Add tasks to your story cards

Planner now lets you add tasks to your story cards.

Tasks are written as bulleted lists in each card's Notes & Tasks area, by prefixing the text of the bullet with [ ] and [x] (followed by a space). The “x” indicates that the task has been completed.

Write tasks with Markdown

Clicking a task's checkbox adds the "x" for you and saves the card (as you can see in the animation above).

Because your tasks are written in plain text, you can:

  • Write them very quickly, editing and refactoring the list as your plan evolves.
  • Break long lists up into multiple lists, just by inserting a paragraph or heading in the middle of the list.

I often make one list for a story's development tasks, and a separate "deployment checklist" just beneath it.

How this approach came about

When thinking about how to build a new feature, I find that breaking the problem down into tasks is a very useful exercise. Unfortunately it's not something that I usually get right first time, so I like to iterate on my task lists as I write them.

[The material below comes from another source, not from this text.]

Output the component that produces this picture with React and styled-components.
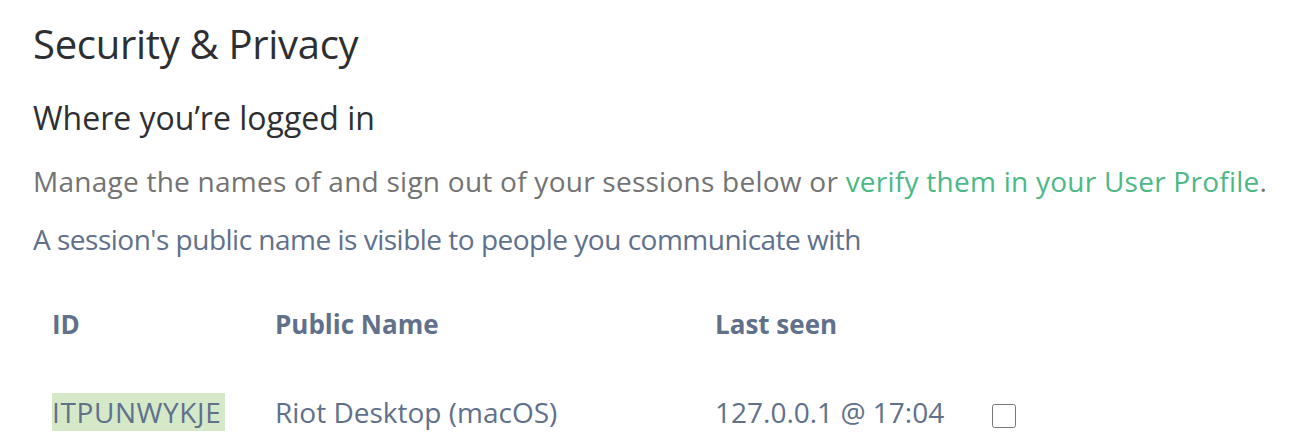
import React from "react";
import styled, { createGlobalStyle } from "styled-components";

const GlobalStyle = createGlobalStyle`
  body {
    margin: 0;
    background: #ffffff;
    font-family: "Open Sans", "Noto Sans", sans-serif;
  }
`;

const columns = [
  { label: "ID", width: 223 },
  { label: "Public Name", width: 440 },
  { label: "Last seen", width: 277 },
  { label: "", width: 60 },
];

const sessions = [
  { id: "ITPUNWYKJE", name: "Riot Desktop (macOS)", lastSeen: "127.0.0.1 @ 17:04", current: true },
];

const App = () => {
  return (
    <Page>
      <GlobalStyle />
      <Title>Security &amp; Privacy</Title>
      <Section>
        <Subheading>Where you’re logged in</Subheading>
        <Description>
          Manage the names of and sign out of your sessions below or{" "}
          <Link href="#">verify them in your User Profile</Link>.
        </Description>
        <Hint>A session's public name is visible to people you communicate with</Hint>
        <Table>
          <thead>
            <tr>
              {columns.map((c) => (
                <HeadCell key={c.label} $width={c.width}>
                  {c.label}
                </HeadCell>
              ))}
            </tr>
          </thead>
          <tbody>
            {sessions.map((s) => (
              <tr key={s.id}>
                <Cell>
                  <DeviceId $current={s.current}>{s.id}</DeviceId>
                </Cell>
                <Cell>{s.name}</Cell>
                <Cell>{s.lastSeen}</Cell>
                <Cell>
                  <Check type="checkbox" />
                </Cell>
              </tr>
            ))}
          </tbody>
        </Table>
      </Section>
    </Page>
  );
};

const Page = styled.main`
  padding: 20px 0 0 33px;
`;

const Title = styled.h1`
  margin: 0;
  font-size: 40px;
  font-weight: 500;
  line-height: 48px;
  letter-spacing: -0.3px;
  color: #2e2f32;
`;

const Section = styled.section`
  margin-top: 30px;
`;

const Subheading = styled.h3`
  margin: 0;
  font-size: 32px;
  font-weight: 500;
  line-height: 40px;
  color: #2e2f32;
`;

const Description = styled.p`
  margin: 25px 0 0;
  font-size: 28px;
  line-height: 36px;
  letter-spacing: 0.25px;
  white-space: nowrap;
  color: #737373;
`;

const Link = styled.a`
  color: #4bb886;
  text-decoration: none;
`;

const Hint = styled.p`
  margin: 22px 0 0;
  font-size: 28px;
  line-height: 36px;
  letter-spacing: -0.5px;
  color: #61708b;
`;

const Table = styled.table`
  margin-top: 49px;
  margin-left: 19px;
  border-collapse: collapse;
  table-layout: fixed;
  color: #61708b;
`;

const HeadCell = styled.th`
  width: ${(p) => p.$width}px;
  padding: 0 0 51px 0;
  text-align: left;
  font-size: 26px;
  font-weight: 700;
  line-height: 36px;
  white-space: nowrap;
`;

const Cell = styled.td`
  padding: 0;
  font-size: 28px;
  line-height: 38px;
  white-space: nowrap;
  vertical-align: middle;
`;

const DeviceId = styled.span`
  display: inline-block;
  padding-right: 4px;
  letter-spacing: 0.6px;
  background: ${(p) => (p.$current ? "#d5e9c9" : "transparent")};
`;

const Check = styled.input`
  width: 24px;
  height: 24px;
  margin: 0;
  vertical-align: middle;
`;

export default App;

Back in 2002 (when I worked in a team that used real index cards) we'd keep notes about our stories in a Wiki (the notes wouldn't fit on the cards themselves).

We used to keep track of tasks by writing bulleted lists on the story's Wiki page, indicating which ones we'd finished by writing “[DONE]” at the beginning of each bullet. It was basic, but it worked well.

We could edit, delete and re-order tasks quickly (with the keyboard). It made writing detailed task lists a breeze.

If you estimate your stories, you've probably noticed that breaking stories down into tasks helps you make more consistent estimates. Back in 2002, our plans (with estimates based on the tasks we'd captured on our Wiki pages) became very consistent.

When designing Planner I wanted to maintain a Wiki's freeform approach to writing and editing tasks, but realised that people would appreciate being able to mark a task as complete by clicking a checkbox.

I evolved my “[DONE]” indicator into the “[ ]” and “[x]” syntax that you can see above, with the intention of converting them into clickable checkboxes.

I was excited the idea, but at the time I knew I had higher priorities to work on. By the time I came to implement it GitHub had added support for exactly the same syntax. That's always a sign that you're onto a good thing. :-)

So not only is it a great way to work with task lists, you can use the same approach in multiple apps. Better still, if you'd like to add support for this approach to another app, GitHub have released their code as open source.